◆ **DATA SECTION**
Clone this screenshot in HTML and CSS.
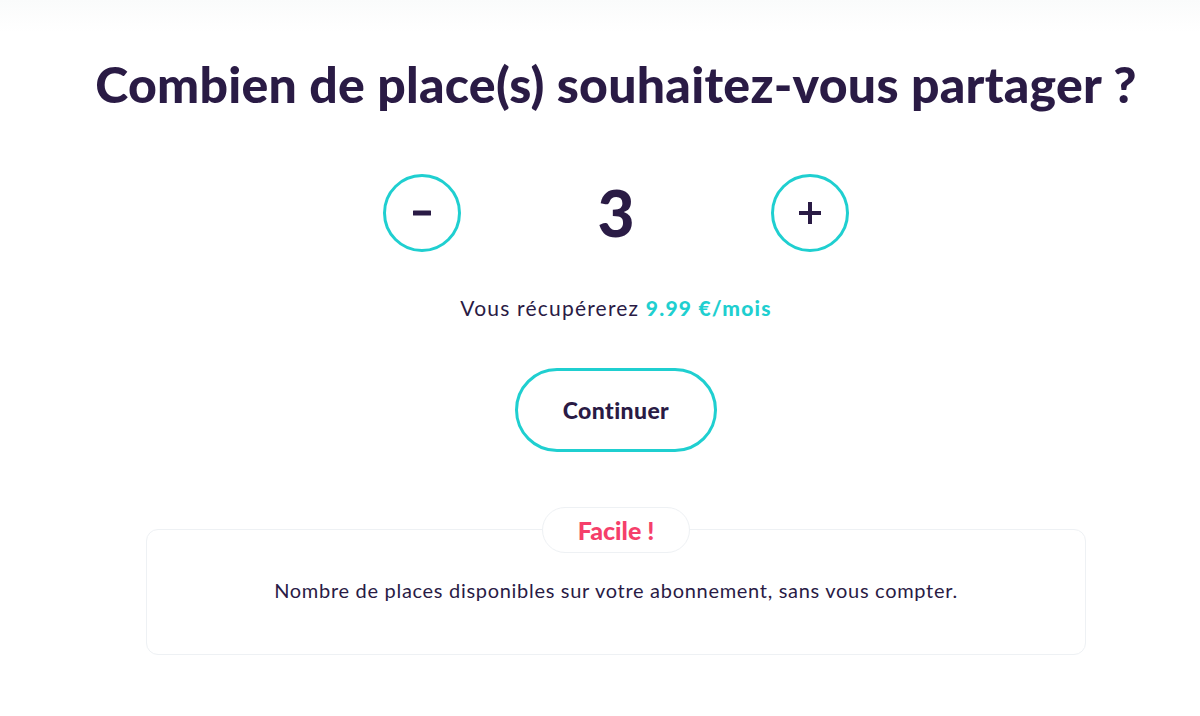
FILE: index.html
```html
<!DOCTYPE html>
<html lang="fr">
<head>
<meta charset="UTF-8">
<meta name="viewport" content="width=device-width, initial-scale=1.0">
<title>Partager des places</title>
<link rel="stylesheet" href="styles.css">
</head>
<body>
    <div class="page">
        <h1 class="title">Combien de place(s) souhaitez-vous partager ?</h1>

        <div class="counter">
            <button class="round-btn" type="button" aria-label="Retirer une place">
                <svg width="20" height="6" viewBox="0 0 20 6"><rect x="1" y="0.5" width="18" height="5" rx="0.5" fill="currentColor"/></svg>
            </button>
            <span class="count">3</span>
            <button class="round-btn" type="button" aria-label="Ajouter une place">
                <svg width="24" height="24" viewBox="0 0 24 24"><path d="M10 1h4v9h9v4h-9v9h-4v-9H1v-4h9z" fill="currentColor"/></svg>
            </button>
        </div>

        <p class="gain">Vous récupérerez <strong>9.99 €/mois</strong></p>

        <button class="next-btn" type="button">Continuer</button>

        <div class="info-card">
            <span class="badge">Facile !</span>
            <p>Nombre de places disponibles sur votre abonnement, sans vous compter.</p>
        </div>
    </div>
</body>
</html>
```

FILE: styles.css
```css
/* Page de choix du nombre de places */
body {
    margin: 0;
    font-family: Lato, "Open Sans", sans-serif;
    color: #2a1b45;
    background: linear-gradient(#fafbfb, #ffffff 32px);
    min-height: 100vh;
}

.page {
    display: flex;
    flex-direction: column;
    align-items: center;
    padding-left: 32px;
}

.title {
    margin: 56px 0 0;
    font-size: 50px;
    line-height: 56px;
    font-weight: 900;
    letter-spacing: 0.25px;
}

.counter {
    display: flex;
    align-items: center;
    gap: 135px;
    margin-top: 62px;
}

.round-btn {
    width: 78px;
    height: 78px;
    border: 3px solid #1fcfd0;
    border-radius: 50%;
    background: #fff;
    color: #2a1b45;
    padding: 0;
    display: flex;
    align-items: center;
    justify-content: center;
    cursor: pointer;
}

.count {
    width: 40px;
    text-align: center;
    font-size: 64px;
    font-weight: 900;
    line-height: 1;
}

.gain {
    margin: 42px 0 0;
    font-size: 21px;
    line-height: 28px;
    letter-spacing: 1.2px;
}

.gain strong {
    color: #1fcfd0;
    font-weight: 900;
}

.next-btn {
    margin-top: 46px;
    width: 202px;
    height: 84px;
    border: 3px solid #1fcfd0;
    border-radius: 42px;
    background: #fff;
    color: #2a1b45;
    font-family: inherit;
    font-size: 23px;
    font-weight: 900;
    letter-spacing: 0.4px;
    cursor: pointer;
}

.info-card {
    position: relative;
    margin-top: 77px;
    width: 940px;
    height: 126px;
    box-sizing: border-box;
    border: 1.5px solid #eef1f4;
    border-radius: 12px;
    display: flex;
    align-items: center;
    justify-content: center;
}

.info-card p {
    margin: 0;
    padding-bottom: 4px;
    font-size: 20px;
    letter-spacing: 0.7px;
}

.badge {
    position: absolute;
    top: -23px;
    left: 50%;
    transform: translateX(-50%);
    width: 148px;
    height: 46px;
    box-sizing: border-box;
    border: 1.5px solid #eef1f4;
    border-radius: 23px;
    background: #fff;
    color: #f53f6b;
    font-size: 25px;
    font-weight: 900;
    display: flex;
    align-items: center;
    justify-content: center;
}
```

◆ **TASK DETAILS**
Keep the pictures out of the copy and return the rest of the data above exactly.

◆ **RESULT**
Clone this screenshot in HTML and CSS.
FILE: index.html
```html
<!DOCTYPE html>
<html lang="fr">
<head>
<meta charset="UTF-8">
<meta name="viewport" content="width=device-width, initial-scale=1.0">
<title>Partager des places</title>
<link rel="stylesheet" href="styles.css">
</head>
<body>
    <div class="page">
        <h1 class="title">Combien de place(s) souhaitez-vous partager ?</h1>

        <div class="counter">
            <button class="round-btn" type="button" aria-label="Retirer une place">
                <svg width="20" height="6" viewBox="0 0 20 6"><rect x="1" y="0.5" width="18" height="5" rx="0.5" fill="currentColor"/></svg>
            </button>
            <span class="count">3</span>
            <button class="round-btn" type="button" aria-label="Ajouter une place">
                <svg width="24" height="24" viewBox="0 0 24 24"><path d="M10 1h4v9h9v4h-9v9h-4v-9H1v-4h9z" fill="currentColor"/></svg>
            </button>
        </div>

        <p class="gain">Vous récupérerez <strong>9.99 €/mois</strong></p>

        <button class="next-btn" type="button">Continuer</button>

        <div class="info-card">
            <span class="badge">Facile !</span>
            <p>Nombre de places disponibles sur votre abonnement, sans vous compter.</p>
        </div>
    </div>
</body>
</html>
```

FILE: styles.css
```css
/* Page de choix du nombre de places */
body {
    margin: 0;
    font-family: Lato, "Open Sans", sans-serif;
    color: #2a1b45;
    background: linear-gradient(#fafbfb, #ffffff 32px);
    min-height: 100vh;
}

.page {
    display: flex;
    flex-direction: column;
    align-items: center;
    padding-left: 32px;
}

.title {
    margin: 56px 0 0;
    font-size: 50px;
    line-height: 56px;
    font-weight: 900;
    letter-spacing: 0.25px;
}

.counter {
    display: flex;
    align-items: center;
    gap: 135px;
    margin-top: 62px;
}

.round-btn {
    width: 78px;
    height: 78px;
    border: 3px solid #1fcfd0;
    border-radius: 50%;
    background: #fff;
    color: #2a1b45;
    padding: 0;
    display: flex;
    align-items: center;
    justify-content: center;
    cursor: pointer;
}

.count {
    width: 40px;
    text-align: center;
    font-size: 64px;
    font-weight: 900;
    line-height: 1;
}

.gain {
    margin: 42px 0 0;
    font-size: 21px;
    line-height: 28px;
    letter-spacing: 1.2px;
}

.gain strong {
    color: #1fcfd0;
    font-weight: 900;
}

.next-btn {
    margin-top: 46px;
    width: 202px;
    height: 84px;
    border: 3px solid #1fcfd0;
    border-radius: 42px;
    background: #fff;
    color: #2a1b45;
    font-family: inherit;
    font-size: 23px;
    font-weight: 900;
    letter-spacing: 0.4px;
    cursor: pointer;
}

.info-card {
    position: relative;
    margin-top: 77px;
    width: 940px;
    height: 126px;
    box-sizing: border-box;
    border: 1.5px solid #eef1f4;
    border-radius: 12px;
    display: flex;
    align-items: center;
    justify-content: center;
}

.info-card p {
    margin: 0;
    padding-bottom: 4px;
    font-size: 20px;
    letter-spacing: 0.7px;
}

.badge {
    position: absolute;
    top: -23px;
    left: 50%;
    transform: translateX(-50%);
    width: 148px;
    height: 46px;
    box-sizing: border-box;
    border: 1.5px solid #eef1f4;
    border-radius: 23px;
    background: #fff;
    color: #f53f6b;
    font-size: 25px;
    font-weight: 900;
    display: flex;
    align-items: center;
    justify-content: center;
}
```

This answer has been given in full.